We study human minds in the real world. Our mission is complementary to the major force that drives current neuroscience, namely, the study of animal brains in the laboratory. In that sense, we are a “minority report”.
However, in the visionary series of the National Spanish Research Council (CSIC) entitled “Scientific Challenges: Towards 2030”, we contributed to White Paper 5 (Brain, Mind & Behavior) with a specific Challenge 3 entitled “Cognition, collective behavior and consciousness”. Such efforts are, so far, supported by the creation of the “Human Cognition and Behavior” Scientific Program at the Instituto de Neurociencias, with an emphasis on “unconstrained natural environments” and a scope including the development of “theoretical and experimental tools”.

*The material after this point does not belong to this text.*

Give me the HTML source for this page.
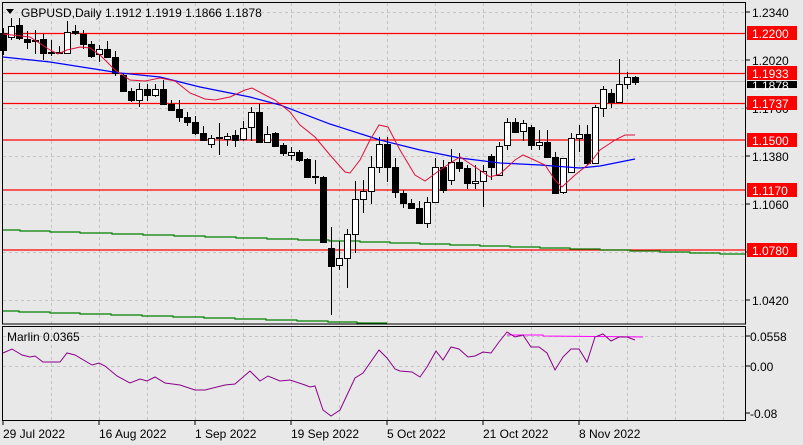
<!DOCTYPE html>
<html><head><meta charset="utf-8"><style>
html,body{margin:0;padding:0;background:#e8e8e8;}
svg{display:block;font-family:"Liberation Sans",sans-serif;}
</style></head><body>
<svg id="s" width="803" height="445" viewBox="0 0 803 445" xmlns="http://www.w3.org/2000/svg">
<rect width="803" height="445" fill="#e8e8e8"/>
<g id="grid" stroke="#c4c4c4" stroke-dasharray="3,3" stroke-width="1"></g>
<!-- horizontal levels -->
<g stroke="#ff0000" stroke-width="1.3">
<line x1="3" y1="33.5" x2="746" y2="33.5"/>
<line x1="3" y1="73.5" x2="746" y2="73.5"/>
<line x1="3" y1="103.5" x2="746" y2="103.5"/>
<line x1="3" y1="140" x2="746" y2="140"/>
<line x1="3" y1="190" x2="746" y2="190"/>
<line x1="3" y1="250" x2="746" y2="250"/>
</g>
<line x1="3" y1="81.5" x2="746" y2="81.5" stroke="#c0c0c0"/>
<polyline fill="none" stroke="#008000" stroke-width="1.2" points="3,230 20,230 20,231 50,231 50,232 80,232 80,233 112,233 112,234 143,234 143,235 174,235 174,236 205,236 205,237 236,237 236,238 267,238 267,239 298,239 298,240 329,240 329,241 360,241 360,242 390,242 390,243 420,243 420,244 450,244 450,245 480,245 480,246 510,246 510,247 540,247 540,248 570,248 570,249 600,249 600,250 630,250 630,251 660,251 660,252 690,252 690,253 720,253 720,254 746,254"/>
<polyline fill="none" stroke="#008000" stroke-width="1.2" points="3,311 19,311 19,312 50,312 50,313 80,313 80,314 111,314 111,315 142,315 142,316 173,316 173,317 204,317 204,318 235,318 235,319 266,319 266,320 297,320 297,321 328,321 328,322 357,322 357,323 387,323"/>
<g id="cndl"></g>
<polyline fill="none" stroke="#0000ff" stroke-width="1.2" points="3,57 50,62 120,73 160,77 200,87 250,97 280,105 330,124 380,140 420,150 460,158 500,163 540,165 580,168 600,166 620,162 635,159"/>
<polyline fill="none" stroke="#e0103a" stroke-width="1" points="3,34 30,37 50,50 58,54 67,50 80,47 90,48 100,55 115,70 130,80 145,81 160,78 175,81 190,93 205,99 215,100 230,97 245,90 252,88 265,95 275,100 290,112 300,125 315,137 330,155 345,172 350,173 360,160 370,140 379,125 388,127 400,150 415,175 425,181 440,170 455,160 460,157 475,167 490,177 500,174 515,160 523,155 530,158 545,165 555,180 562,187 575,175 590,163 600,150 615,140 625,135 635,135"/>
<!-- frames -->
<rect x="2.5" y="2.5" width="743" height="321.5" fill="none" stroke="#000"/>
<rect x="2.5" y="326.5" width="743" height="94" fill="none" stroke="#000"/>
<!-- oscillator -->
<polyline fill="none" stroke="#ff00ff" stroke-width="1" points="507,335 543,335 543,336 643,337"/>
<polyline fill="none" stroke="#8b008b" stroke-width="1" points="3,353 12,349 22,355 30,357 35,356 43,362 60,362 67,353 75,355 92,365 99,363 105,366 117,376 130,383 140,379 147,381 155,377 165,383 180,385 195,390 205,390 225,385 235,384 250,371 260,381 268,376 280,381 290,380 305,385 310,387 315,386 323,410 331,416 340,410 355,378 363,373 379,350 387,358 395,369 400,371 412,372 420,377 427,367 436,351 443,360 451,347 459,349 468,357 475,356 483,352 491,353 499,342 507,332 515,337 523,335 531,347 539,347 547,353 555,370 563,357 571,349 579,349 587,362 595,337 603,334 611,341 619,337 627,337 635,340"/>
<text x="7" y="341" font-size="12" fill="#000">Marlin 0.0365</text>
<!-- title -->
<path d="M6,9 L14,9 L10,14 Z" fill="#000"/>
<text x="21" y="17" font-size="12" fill="#000">GBPUSD,Daily  1.1912 1.1919 1.1866 1.1878</text>
<!-- right axis -->
<g stroke="#000"><line x1="746" y1="12" x2="750" y2="12"/><line x1="746" y1="60" x2="750" y2="60"/><line x1="746" y1="108" x2="750" y2="108"/><line x1="746" y1="156" x2="750" y2="156"/><line x1="746" y1="204" x2="750" y2="204"/><line x1="746" y1="252" x2="750" y2="252"/><line x1="746" y1="300" x2="750" y2="300"/><line x1="746" y1="336" x2="750" y2="336"/><line x1="746" y1="366" x2="750" y2="366"/><line x1="746" y1="413" x2="750" y2="413"/></g>
<g font-size="12" fill="#000">
<text x="752" y="17">1.2340</text><text x="752" y="65">1.2020</text><text x="752" y="113">1.1700</text><text x="752" y="161">1.1380</text><text x="752" y="209">1.1060</text><text x="752" y="257">1.0740</text><text x="752" y="305">1.0420</text>
<text x="750" y="341">0.0558</text><text x="750" y="371">0.00</text><text x="750" y="418">-0.08</text>
</g>
<rect x="747" y="81" width="50" height="7" fill="#000"/>
<text x="752" y="90" font-size="12" fill="#fff">1.1878</text>
<g fill="#ff0000"><rect x="747" y="26" width="50" height="14"/><rect x="747" y="66" width="50" height="14"/><rect x="747" y="96" width="50" height="14"/><rect x="747" y="133" width="50" height="14"/><rect x="747" y="183" width="50" height="14"/><rect x="747" y="243" width="50" height="14"/></g>
<g font-size="12" fill="#fff"><text x="752" y="38">1.2200</text><text x="752" y="78">1.1933</text><text x="752" y="108">1.1737</text><text x="752" y="145">1.1500</text><text x="752" y="195">1.1170</text><text x="752" y="255">1.0780</text></g>
<!-- time axis -->
<g stroke="#000"><line x1="3" y1="421" x2="3" y2="425"/><line x1="99" y1="421" x2="99" y2="425"/><line x1="195" y1="421" x2="195" y2="425"/><line x1="291" y1="421" x2="291" y2="425"/><line x1="387" y1="421" x2="387" y2="425"/><line x1="483" y1="421" x2="483" y2="425"/><line x1="579" y1="421" x2="579" y2="425"/></g>
<g font-size="12" fill="#000"><text x="3" y="438">29 Jul 2022</text><text x="99" y="438">16 Aug 2022</text><text x="195" y="438">1 Sep 2022</text><text x="291" y="438">19 Sep 2022</text><text x="387" y="438">5 Oct 2022</text><text x="483" y="438">21 Oct 2022</text><text x="579" y="438">8 Nov 2022</text></g>
</svg>
<script>
var NS="http://www.w3.org/2000/svg";
var g=document.getElementById('grid');
function ln(p,a){var e=document.createElementNS(NS,'line');for(var k in a)e.setAttribute(k,a[k]);p.appendChild(e);}
for(var x=51;x<746;x+=48){ln(g,{x1:x+.5,y1:3,x2:x+.5,y2:324});ln(g,{x1:x+.5,y1:327,x2:x+.5,y2:420});}
[12,60,108,156,204,252,300].forEach(function(y){ln(g,{x1:3,y1:y+.5,x2:746,y2:y+.5});});
[336,366].forEach(function(y){ln(g,{x1:3,y1:y+.5,x2:746,y2:y+.5});});
// [x, open, close, high, low] in px
var C=[[3,33,50,28,55],[11,37,26,18,40],[19,25,38,18,40],[27,39,42,31,49],[35,40,40,30,54],[43,39,53,34,60],[51,52,53,40,56],[59,52,53,46,54],[67,53,32,21,53],[75,31,33,25,35],[83,34,44,30,49],[91,44,56,41,58],[99,54,49,45,62],[107,49,57,41,58],[115,57,73,51,76],[123,75,91,74,92],[131,91,100,88,102],[139,100,89,83,107],[147,89,95,84,101],[155,95,89,84,97],[163,89,104,80,105],[171,104,110,100,111],[179,109,117,100,122],[187,117,122,112,126],[195,122,133,116,135],[203,133,140,126,141],[211,144,138,135,148],[219,137,138,123,155],[227,139,136,133,146],[235,135,140,130,147],[243,139,128,121,141],[251,127,112,107,141],[259,112,142,104,143],[267,142,134,126,143],[275,133,146,132,147],[283,145,153,143,156],[291,155,152,147,160],[299,152,160,150,162],[307,159,177,158,178],[315,176,177,160,184],[323,177,242,176,243],[331,248,266,227,315],[339,265,258,241,270],[347,258,234,229,288],[355,234,199,181,253],[363,199,191,180,213],[371,191,167,156,204],[379,167,144,137,173],[387,144,167,137,182],[395,167,192,158,198],[403,193,203,190,208],[411,203,208,199,209],[419,208,223,201,224],[427,223,202,197,228],[435,202,167,158,202],[443,167,190,160,193],[451,180,162,149,185],[459,162,168,153,172],[467,168,183,165,189],[475,183,181,165,189],[483,181,171,165,207],[491,156,167,154,180],[499,175,146,142,176],[507,145,122,118,150],[515,122,132,118,133],[523,131,123,120,141],[531,127,145,125,150],[539,145,142,130,150],[547,142,157,130,158],[555,157,193,152,194],[563,192,158,158,194],[571,172,138,133,172],[579,138,134,125,152],[587,134,163,125,165],[595,163,107,105,163],[603,108,89,86,117],[611,93,102,89,108],[619,102,84,59,103],[627,84,77,72,89],[635,77,82,76,85]];
var cg=document.getElementById('cndl');
C.forEach(function(c){var x=c[0]+.5;ln(cg,{x1:x,y1:c[3],x2:x,y2:c[4],stroke:'#000'});
var t=Math.min(c[1],c[2]),b=Math.max(c[1],c[2]);var bull=c[2]<c[1];
var r=document.createElementNS(NS,'rect');r.setAttribute('x',c[0]-2.5);r.setAttribute('y',t+.5);r.setAttribute('width',6);r.setAttribute('height',Math.max(b-t,1));
r.setAttribute('fill',bull?'#fff':'#000');r.setAttribute('stroke','#000');cg.appendChild(r);});
</script>
</body></html>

This actually reflects our own research trajectory, which has evolved from the study of the behavior of inert systems and then of living organisms, to the study of animal cognition (including humans and machines) in naturalistic settings, to finally address the hard problem of consciousness head on. This last professional transition of mine was particularly prompted by a near-death experience I had in March 2021: what would my expertise as a theoretical physicist and as a cognitive neuroscientist have to say about my own experience of the light at the end of the tunnel? Since then, I have steadily devoted my research efforts to such a wonderful enigma, too often met with unnecessary stigma.
Accordingly, my current lines of research have two main avenues: (i) the theoretical study of consciousness and (ii) the empirical investigation of its “edges” in limit cases such as in death-related phenomena and other altered/anomalous states of consciousness.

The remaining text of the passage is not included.